**GIVEN TASK**
Write the material out again, line by line, exactly as it is.

**DATASET EXCERPT**
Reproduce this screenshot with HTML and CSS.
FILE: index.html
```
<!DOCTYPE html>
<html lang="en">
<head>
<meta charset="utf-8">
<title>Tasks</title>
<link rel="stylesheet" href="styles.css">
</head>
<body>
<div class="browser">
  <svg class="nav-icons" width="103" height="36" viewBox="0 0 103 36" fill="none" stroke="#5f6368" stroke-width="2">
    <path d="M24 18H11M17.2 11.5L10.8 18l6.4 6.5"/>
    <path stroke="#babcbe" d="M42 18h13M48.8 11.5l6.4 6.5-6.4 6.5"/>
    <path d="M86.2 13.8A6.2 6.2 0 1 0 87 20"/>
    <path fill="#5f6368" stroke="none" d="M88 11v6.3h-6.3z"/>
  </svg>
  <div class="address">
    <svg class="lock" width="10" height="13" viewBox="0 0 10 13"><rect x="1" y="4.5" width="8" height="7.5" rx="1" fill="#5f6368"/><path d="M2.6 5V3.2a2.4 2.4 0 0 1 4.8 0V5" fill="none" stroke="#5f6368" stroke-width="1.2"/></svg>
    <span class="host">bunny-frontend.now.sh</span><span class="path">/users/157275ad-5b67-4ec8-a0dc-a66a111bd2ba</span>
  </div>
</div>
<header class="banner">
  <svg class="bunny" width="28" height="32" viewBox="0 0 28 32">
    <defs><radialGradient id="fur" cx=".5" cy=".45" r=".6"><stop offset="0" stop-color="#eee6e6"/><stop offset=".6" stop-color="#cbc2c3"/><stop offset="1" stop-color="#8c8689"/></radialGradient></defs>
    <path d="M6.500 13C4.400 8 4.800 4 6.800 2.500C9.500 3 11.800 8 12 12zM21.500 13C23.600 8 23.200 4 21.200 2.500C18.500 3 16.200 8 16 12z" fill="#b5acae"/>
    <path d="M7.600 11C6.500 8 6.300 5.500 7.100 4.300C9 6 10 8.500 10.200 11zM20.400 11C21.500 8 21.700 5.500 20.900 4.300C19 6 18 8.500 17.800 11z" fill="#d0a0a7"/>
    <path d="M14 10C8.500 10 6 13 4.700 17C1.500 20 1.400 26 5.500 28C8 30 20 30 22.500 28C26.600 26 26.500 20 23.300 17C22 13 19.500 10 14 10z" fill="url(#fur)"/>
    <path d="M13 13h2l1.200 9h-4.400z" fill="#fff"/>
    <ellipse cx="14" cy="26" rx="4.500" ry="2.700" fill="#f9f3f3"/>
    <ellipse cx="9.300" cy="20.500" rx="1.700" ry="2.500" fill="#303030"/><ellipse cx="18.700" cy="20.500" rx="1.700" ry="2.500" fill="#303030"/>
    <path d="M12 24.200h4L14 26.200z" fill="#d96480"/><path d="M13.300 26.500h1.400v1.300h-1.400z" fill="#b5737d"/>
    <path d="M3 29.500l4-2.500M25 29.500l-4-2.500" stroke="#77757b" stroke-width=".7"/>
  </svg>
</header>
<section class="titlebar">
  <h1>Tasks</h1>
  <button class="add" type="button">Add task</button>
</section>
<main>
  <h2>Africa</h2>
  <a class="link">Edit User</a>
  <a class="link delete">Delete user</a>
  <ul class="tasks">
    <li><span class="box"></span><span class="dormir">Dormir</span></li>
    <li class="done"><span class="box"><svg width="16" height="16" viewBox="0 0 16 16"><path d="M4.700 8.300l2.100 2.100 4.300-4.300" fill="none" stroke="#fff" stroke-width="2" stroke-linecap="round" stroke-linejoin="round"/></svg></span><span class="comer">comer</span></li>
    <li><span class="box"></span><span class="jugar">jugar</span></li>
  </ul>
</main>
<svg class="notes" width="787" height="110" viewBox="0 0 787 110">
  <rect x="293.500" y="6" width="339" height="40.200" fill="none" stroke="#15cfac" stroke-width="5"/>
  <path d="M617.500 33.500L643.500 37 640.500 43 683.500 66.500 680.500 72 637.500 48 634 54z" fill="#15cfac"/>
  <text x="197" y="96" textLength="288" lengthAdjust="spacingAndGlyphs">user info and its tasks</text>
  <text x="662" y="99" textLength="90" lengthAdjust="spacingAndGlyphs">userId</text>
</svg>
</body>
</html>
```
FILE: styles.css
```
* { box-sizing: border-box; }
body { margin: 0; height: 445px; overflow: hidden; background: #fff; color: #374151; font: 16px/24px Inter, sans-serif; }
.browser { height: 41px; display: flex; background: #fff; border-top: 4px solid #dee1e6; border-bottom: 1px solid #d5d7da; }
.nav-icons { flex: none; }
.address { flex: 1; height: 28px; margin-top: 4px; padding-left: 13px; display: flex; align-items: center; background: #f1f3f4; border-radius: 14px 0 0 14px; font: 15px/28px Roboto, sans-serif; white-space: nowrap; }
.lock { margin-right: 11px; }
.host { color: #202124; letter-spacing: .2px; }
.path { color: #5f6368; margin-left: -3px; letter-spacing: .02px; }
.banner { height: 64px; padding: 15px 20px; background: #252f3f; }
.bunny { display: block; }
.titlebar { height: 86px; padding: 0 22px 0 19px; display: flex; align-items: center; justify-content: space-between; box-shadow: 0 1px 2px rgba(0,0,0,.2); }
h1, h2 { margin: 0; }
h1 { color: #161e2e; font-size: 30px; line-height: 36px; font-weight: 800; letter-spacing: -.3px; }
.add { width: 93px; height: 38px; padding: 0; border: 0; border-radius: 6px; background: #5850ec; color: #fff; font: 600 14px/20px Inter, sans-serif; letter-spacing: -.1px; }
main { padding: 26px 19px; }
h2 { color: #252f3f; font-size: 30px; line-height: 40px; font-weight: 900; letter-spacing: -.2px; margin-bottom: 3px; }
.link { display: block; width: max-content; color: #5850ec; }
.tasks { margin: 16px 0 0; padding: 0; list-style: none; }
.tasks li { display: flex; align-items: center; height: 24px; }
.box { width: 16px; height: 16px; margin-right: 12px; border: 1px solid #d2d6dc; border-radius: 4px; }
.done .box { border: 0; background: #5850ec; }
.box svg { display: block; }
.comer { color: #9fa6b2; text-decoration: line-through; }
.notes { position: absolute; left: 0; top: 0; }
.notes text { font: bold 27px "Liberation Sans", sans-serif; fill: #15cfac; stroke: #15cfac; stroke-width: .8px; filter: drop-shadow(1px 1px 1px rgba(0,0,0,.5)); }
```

**WRITTEN SOLUTION**
Reproduce this screenshot with HTML and CSS.
FILE: index.html
```
<!DOCTYPE html>
<html lang="en">
<head>
<meta charset="utf-8">
<title>Tasks</title>
<link rel="stylesheet" href="styles.css">
</head>
<body>
<div class="browser">
  <svg class="nav-icons" width="103" height="36" viewBox="0 0 103 36" fill="none" stroke="#5f6368" stroke-width="2">
    <path d="M24 18H11M17.2 11.5L10.8 18l6.4 6.5"/>
    <path stroke="#babcbe" d="M42 18h13M48.8 11.5l6.4 6.5-6.4 6.5"/>
    <path d="M86.2 13.8A6.2 6.2 0 1 0 87 20"/>
    <path fill="#5f6368" stroke="none" d="M88 11v6.3h-6.3z"/>
  </svg>
  <div class="address">
    <svg class="lock" width="10" height="13" viewBox="0 0 10 13"><rect x="1" y="4.5" width="8" height="7.5" rx="1" fill="#5f6368"/><path d="M2.6 5V3.2a2.4 2.4 0 0 1 4.8 0V5" fill="none" stroke="#5f6368" stroke-width="1.2"/></svg>
    <span class="host">bunny-frontend.now.sh</span><span class="path">/users/157275ad-5b67-4ec8-a0dc-a66a111bd2ba</span>
  </div>
</div>
<header class="banner">
  <svg class="bunny" width="28" height="32" viewBox="0 0 28 32">
    <defs><radialGradient id="fur" cx=".5" cy=".45" r=".6"><stop offset="0" stop-color="#eee6e6"/><stop offset=".6" stop-color="#cbc2c3"/><stop offset="1" stop-color="#8c8689"/></radialGradient></defs>
    <path d="M6.500 13C4.400 8 4.800 4 6.800 2.500C9.500 3 11.800 8 12 12zM21.500 13C23.600 8 23.200 4 21.200 2.500C18.500 3 16.200 8 16 12z" fill="#b5acae"/>
    <path d="M7.600 11C6.500 8 6.300 5.500 7.100 4.300C9 6 10 8.500 10.200 11zM20.400 11C21.500 8 21.700 5.500 20.900 4.300C19 6 18 8.500 17.800 11z" fill="#d0a0a7"/>
    <path d="M14 10C8.500 10 6 13 4.700 17C1.500 20 1.400 26 5.500 28C8 30 20 30 22.500 28C26.600 26 26.500 20 23.300 17C22 13 19.500 10 14 10z" fill="url(#fur)"/>
    <path d="M13 13h2l1.200 9h-4.400z" fill="#fff"/>
    <ellipse cx="14" cy="26" rx="4.500" ry="2.700" fill="#f9f3f3"/>
    <ellipse cx="9.300" cy="20.500" rx="1.700" ry="2.500" fill="#303030"/><ellipse cx="18.700" cy="20.500" rx="1.700" ry="2.500" fill="#303030"/>
    <path d="M12 24.200h4L14 26.200z" fill="#d96480"/><path d="M13.300 26.500h1.400v1.300h-1.400z" fill="#b5737d"/>
    <path d="M3 29.500l4-2.500M25 29.500l-4-2.500" stroke="#77757b" stroke-width=".7"/>
  </svg>
</header>
<section class="titlebar">
  <h1>Tasks</h1>
  <button class="add" type="button">Add task</button>
</section>
<main>
  <h2>Africa</h2>
  <a class="link">Edit User</a>
  <a class="link delete">Delete user</a>
  <ul class="tasks">
    <li><span class="box"></span><span class="dormir">Dormir</span></li>
    <li class="done"><span class="box"><svg width="16" height="16" viewBox="0 0 16 16"><path d="M4.700 8.300l2.100 2.100 4.300-4.300" fill="none" stroke="#fff" stroke-width="2" stroke-linecap="round" stroke-linejoin="round"/></svg></span><span class="comer">comer</span></li>
    <li><span class="box"></span><span class="jugar">jugar</span></li>
  </ul>
</main>
<svg class="notes" width="787" height="110" viewBox="0 0 787 110">
  <rect x="293.500" y="6" width="339" height="40.200" fill="none" stroke="#15cfac" stroke-width="5"/>
  <path d="M617.500 33.500L643.500 37 640.500 43 683.500 66.500 680.500 72 637.500 48 634 54z" fill="#15cfac"/>
  <text x="197" y="96" textLength="288" lengthAdjust="spacingAndGlyphs">user info and its tasks</text>
  <text x="662" y="99" textLength="90" lengthAdjust="spacingAndGlyphs">userId</text>
</svg>
</body>
</html>
```
FILE: styles.css
```
* { box-sizing: border-box; }
body { margin: 0; height: 445px; overflow: hidden; background: #fff; color: #374151; font: 16px/24px Inter, sans-serif; }
.browser { height: 41px; display: flex; background: #fff; border-top: 4px solid #dee1e6; border-bottom: 1px solid #d5d7da; }
.nav-icons { flex: none; }
.address { flex: 1; height: 28px; margin-top: 4px; padding-left: 13px; display: flex; align-items: center; background: #f1f3f4; border-radius: 14px 0 0 14px; font: 15px/28px Roboto, sans-serif; white-space: nowrap; }
.lock { margin-right: 11px; }
.host { color: #202124; letter-spacing: .2px; }
.path { color: #5f6368; margin-left: -3px; letter-spacing: .02px; }
.banner { height: 64px; padding: 15px 20px; background: #252f3f; }
.bunny { display: block; }
.titlebar { height: 86px; padding: 0 22px 0 19px; display: flex; align-items: center; justify-content: space-between; box-shadow: 0 1px 2px rgba(0,0,0,.2); }
h1, h2 { margin: 0; }
h1 { color: #161e2e; font-size: 30px; line-height: 36px; font-weight: 800; letter-spacing: -.3px; }
.add { width: 93px; height: 38px; padding: 0; border: 0; border-radius: 6px; background: #5850ec; color: #fff; font: 600 14px/20px Inter, sans-serif; letter-spacing: -.1px; }
main { padding: 26px 19px; }
h2 { color: #252f3f; font-size: 30px; line-height: 40px; font-weight: 900; letter-spacing: -.2px; margin-bottom: 3px; }
.link { display: block; width: max-content; color: #5850ec; }
.tasks { margin: 16px 0 0; padding: 0; list-style: none; }
.tasks li { display: flex; align-items: center; height: 24px; }
.box { width: 16px; height: 16px; margin-right: 12px; border: 1px solid #d2d6dc; border-radius: 4px; }
.done .box { border: 0; background: #5850ec; }
.box svg { display: block; }
.comer { color: #9fa6b2; text-decoration: line-through; }
.notes { position: absolute; left: 0; top: 0; }
.notes text { font: bold 27px "Liberation Sans", sans-serif; fill: #15cfac; stroke: #15cfac; stroke-width: .8px; filter: drop-shadow(1px 1px 1px rgba(0,0,0,.5)); }
```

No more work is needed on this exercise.